[SET TASK] Extract each line of the records below that contains the word "screenshot".

[RECORDS PROVIDED]
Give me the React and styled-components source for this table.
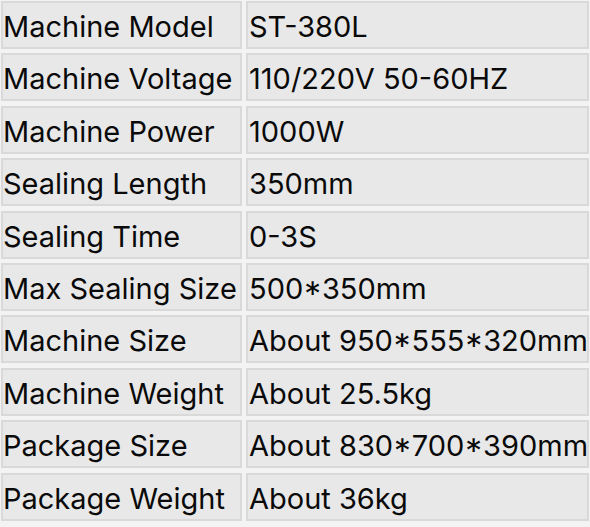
import React from "react";
import styled, { createGlobalStyle } from "styled-components";

const Global = createGlobalStyle`
  html, body { margin: 0; padding: 0; background: #f3f3f3; }
  body { font-family: Inter, "Noto Sans", sans-serif; overflow: hidden; }
`;

const Table = styled.div`
  display: grid;
  grid-template-columns: 241px 343px;
  column-gap: 4px;
  row-gap: 4.4px;
  padding: 1px 0 0 1px;
  background: #f3f3f3;
`;

const Cell = styled.div`
  box-sizing: border-box;
  height: 48px;
  background: #e8e8e8;
  border: 2px solid #d9d9d9;
  display: flex;
  align-items: center;
  padding: 3px 0 0 ${(p) => (p.$value ? "1px" : "0")};
  font-size: 29px;
  color: #0a0a0a;
  white-space: nowrap;
  overflow: visible;
`;

const rows = [
  ["Machine Model", "ST-380L"],
  ["Machine Voltage", "110/220V 50-60HZ"],
  ["Machine Power", "1000W"],
  ["Sealing Length", "350mm"],
  ["Sealing Time", "0-3S"],
  ["Max Sealing Size", "500*350mm"],
  ["Machine Size", "About 950*555*320mm"],
  ["Machine Weight", "About 25.5kg"],
  ["Package Size", "About 830*700*390mm"],
  ["Package Weight", "About 36kg"],
];

export default function App() {
  return (
    <>
      <Global />
      <Table>
        {rows.map(([k, v]) => (
          <React.Fragment key={k}>
            <Cell>{k}</Cell>
            <Cell $value>{v}</Cell>
          </React.Fragment>
        ))}
      </Table>
    </>
  );
}
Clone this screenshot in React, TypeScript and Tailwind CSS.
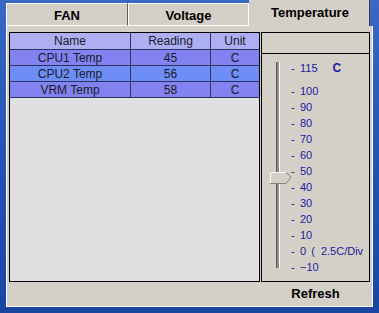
import React from "react";

const rows = [
  { name: "CPU1 Temp", reading: "45", unit: "C", bg: "bg-[#8282f0]" },
  { name: "CPU2 Temp", reading: "56", unit: "C", bg: "bg-[#6e8ef6]" },
  { name: "VRM Temp", reading: "58", unit: "C", bg: "bg-[#8282f0]" },
];

const ticks = ["100", "90", "80", "70", "60", "50", "40", "30", "20", "10", "0", "\u221210"];

export default function App() {
  return (
    <div
      className="w-[379px] h-[313px] overflow-hidden bg-gradient-to-b from-[#3a68c4] via-[#2453b0] to-[#1a46a2] pl-[6px]"
      style={{ fontFamily: '"Liberation Sans", Arial, sans-serif' }}
    >
      <div className="w-[367px] flex flex-col">
        {/* Tabs */}
        <div className="flex items-end h-[26px]">
          <div className="w-[122px] h-[23px] bg-[#d4d0c8] border-l border-t border-white border-r border-r-[#606060] border-b border-b-white flex items-center justify-center text-[13px] font-bold text-black pt-[3px]">
            FAN
          </div>
          <div className="w-[121px] h-[23px] bg-[#d4d0c8] border border-white flex items-center justify-center text-[13px] font-bold text-black pt-[3px]">
            Voltage
          </div>
          <div className="w-[121px] h-[26px] bg-[#d4d0c8] border-r border-r-[#404040] flex items-center justify-center text-[13px] font-bold text-black pl-[2px]">
            Temperature
          </div>
        </div>
        {/* Body */}
        <div className="h-[281px] bg-[#d4d0c8] border-l border-r border-b border-white flex flex-col">
          <div className="flex pt-[6px] pl-[2px]">
            {/* Left table box */}
            <div className="w-[251px] h-[250px] border border-black bg-[#e0dfe1] flex flex-col text-[12px] text-[#1a1a2a]">
              <div className="flex h-[17px] bg-[#aeaef2] border-b border-[#303060]">
                <div className="w-[121px] border-r border-[#303060] flex items-center justify-center">Name</div>
                <div className="w-[80px] border-r border-[#303060] flex items-center justify-center">Reading</div>
                <div className="w-[48px] flex items-center justify-center">Unit</div>
              </div>
              {rows.map((r) => (
                <div key={r.name} className={`flex h-[16px] ${r.bg} border-b border-[#303060]`}>
                  <div className="w-[121px] border-r border-[#303060] flex items-center justify-center">{r.name}</div>
                  <div className="w-[80px] border-r border-[#303060] flex items-center justify-center">{r.reading}</div>
                  <div className="w-[48px] flex items-center justify-center">{r.unit}</div>
                </div>
              ))}
            </div>
            {/* Right slider box */}
            <div className="ml-[1px] w-[109px] h-[250px] border border-black flex flex-col overflow-hidden">
              <div className="h-[21px] border-b border-black" />
              <div className="relative flex-1 flex">
                {/* track */}
                <div className="ml-[14px] mt-[8px] w-[4px] h-[206px] bg-[#8c8c8c] border-l border-[#5a5a5a] border-r border-r-white" />
                {/* thumb */}
                <svg className="absolute left-[8px] top-[118px]" width="22" height="12" viewBox="0 0 22 12">
                  <polygon points="0.5,0.5 16,0.5 21,5 16,11.5 0.5,11.5" fill="#d4d0c8" stroke="#808080" />
                  <polyline points="0.5,11 0.5,0.5 16,0.5" fill="none" stroke="#ffffff" />
                </svg>
                {/* labels */}
                <div className="ml-[11px] flex flex-col text-[11px] text-[#2020a0] leading-[16px] whitespace-nowrap">
                  <div className="h-[16px] mt-[6px] flex items-center">
                    <span className="w-[9px]">-</span>
                    <span>115</span>
                    <span className="ml-[15px] text-[12px] font-bold">C</span>
                  </div>
                  <div className="mt-[7px] flex flex-col">
                    {ticks.map((t) => (
                      <div key={t} className="h-[16px] flex items-center">
                        <span className="w-[9px]">-</span>
                        <span>{t}</span>
                        {t === "0" && <span className="ml-[5px] whitespace-pre">(  2.5C/Div</span>}
                      </div>
                    ))}
                  </div>
                </div>
              </div>
            </div>
          </div>
          {/* Refresh */}
          <div className="flex h-[24px] pl-[254px]">
            <div className="w-[109px] flex items-center justify-center text-[13px] font-bold text-black">Refresh</div>
          </div>
        </div>
      </div>
    </div>
  );
}
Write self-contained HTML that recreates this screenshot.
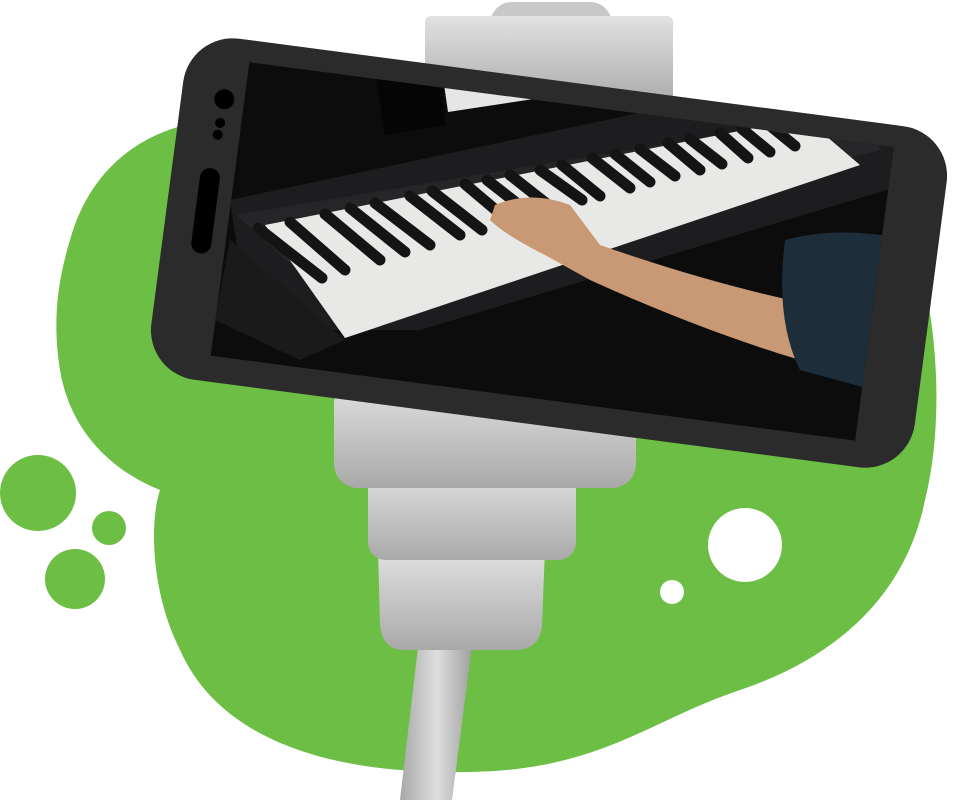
<!DOCTYPE html>
<html><head><meta charset="utf-8"><style>html,body{margin:0;padding:0;background:#fff}svg{display:block}</style></head>
<body>
<svg width="959" height="800" viewBox="0 0 959 800" xmlns="http://www.w3.org/2000/svg">
<defs>
<linearGradient id="g1" x1="0" y1="0" x2="0" y2="1"><stop offset="0" stop-color="#e2e2e2"/><stop offset="1" stop-color="#a9a9a9"/></linearGradient>
<linearGradient id="g2" x1="0" y1="0" x2="1" y2="0"><stop offset="0" stop-color="#a8a8a8"/><stop offset=".5" stop-color="#dedede"/><stop offset="1" stop-color="#9c9c9c"/></linearGradient>
<clipPath id="scr"><rect x="-322" y="-150" width="650" height="296" transform="translate(549,253) rotate(7.5)"/></clipPath>
</defs>
<path fill="#6dbe45" d="M70 240 C95 150 170 115 245 120 L900 200 C940 300 945 420 925 500 C905 600 830 660 740 690 C650 720 600 770 470 772 C330 775 220 740 180 650 C150 590 150 520 160 490 C110 470 70 430 60 370 C52 320 58 280 70 240 Z"/>
<circle cx="38" cy="493" r="38" fill="#6dbe45"/>
<circle cx="109" cy="528" r="17" fill="#6dbe45"/>
<circle cx="75" cy="579" r="30" fill="#6dbe45"/>
<circle cx="745" cy="545" r="37" fill="#fff"/>
<circle cx="672" cy="592" r="12" fill="#fff"/>
<polygon points="420,630 474,630 452,800 400,800" fill="url(#g2)"/>
<rect x="490" y="2" width="122" height="50" rx="22" fill="#c8c8c8"/>
<rect x="425" y="16" width="248" height="90" rx="6" fill="url(#g1)"/>
<rect x="395" y="450" width="168" height="30" fill="#111"/>
<rect x="412" y="535" width="136" height="22" fill="#111"/>
<path d="M378 548 L545 548 L542 625 Q540 650 515 650 L405 650 Q382 650 380 625 Z" fill="url(#g1)"/>
<rect x="368" y="468" width="208" height="92" rx="18" fill="url(#g1)"/>
<rect x="334" y="380" width="302" height="108" rx="24" fill="url(#g1)"/>
<g transform="translate(549,253) rotate(7.5)">
<rect x="-385" y="-172" width="770" height="344" rx="50" fill="#2b2b2b"/>
<circle cx="-342" cy="-110" r="10" fill="#000"/>
<circle cx="-343" cy="-86" r="5" fill="#000"/>
<circle cx="-344" cy="-74" r="5" fill="#000"/>
<rect x="-356" y="-40" width="20" height="86" rx="10" fill="#000"/>
</g>
<g clip-path="url(#scr)">
<rect x="150" y="0" width="800" height="500" fill="#0c0c0c"/>
<polygon points="370,40 440,50 445,125 385,135" fill="#050505"/>
<polygon points="230,200 700,100 920,120 920,180 420,330 250,330" fill="#1d1d1f"/>
<polygon points="442,70 535,78 540,98 448,112" fill="#e6e6e6"/>
<polygon points="236,215 870,110 880,150 320,290" fill="#262628"/>
<polygon points="265,225 805,118 860,165 345,338" fill="#e8e8e6"/>
<g stroke="#141414" stroke-width="11" stroke-linecap="round">
<line x1="258" y1="228" x2="322" y2="278"/><line x1="290" y1="222" x2="345" y2="270"/>
<line x1="325" y1="214" x2="380" y2="260"/><line x1="350" y1="208" x2="405" y2="252"/>
<line x1="375" y1="203" x2="430" y2="245"/><line x1="410" y1="196" x2="460" y2="235"/>
<line x1="432" y1="191" x2="482" y2="230"/><line x1="465" y1="184" x2="510" y2="222"/>
<line x1="487" y1="180" x2="532" y2="215"/><line x1="510" y1="175" x2="552" y2="208"/>
<line x1="540" y1="170" x2="582" y2="200"/><line x1="562" y1="165" x2="600" y2="196"/>
<line x1="592" y1="158" x2="630" y2="188"/><line x1="615" y1="154" x2="650" y2="182"/>
<line x1="640" y1="149" x2="675" y2="176"/><line x1="668" y1="143" x2="700" y2="170"/>
<line x1="690" y1="139" x2="722" y2="164"/><line x1="720" y1="133" x2="748" y2="158"/>
<line x1="742" y1="129" x2="770" y2="152"/><line x1="768" y1="124" x2="795" y2="146"/>
</g>
<polygon points="230,240 345,340 300,360 215,320" fill="#1a1a1a"/>
<path d="M495 205 Q530 190 570 205 L600 245 Q700 280 790 300 L800 360 Q700 330 590 280 L545 255 Q505 235 490 220 Z" fill="#c99874"/>
<path d="M785 240 Q840 225 910 240 L910 400 L800 370 Q775 320 785 240 Z" fill="#1d2d3a"/>
</g>
</svg>
</body></html>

[RESPONSE BELOW]
Clone this screenshot in React, TypeScript and Tailwind CSS.
Write self-contained HTML that recreates this screenshot.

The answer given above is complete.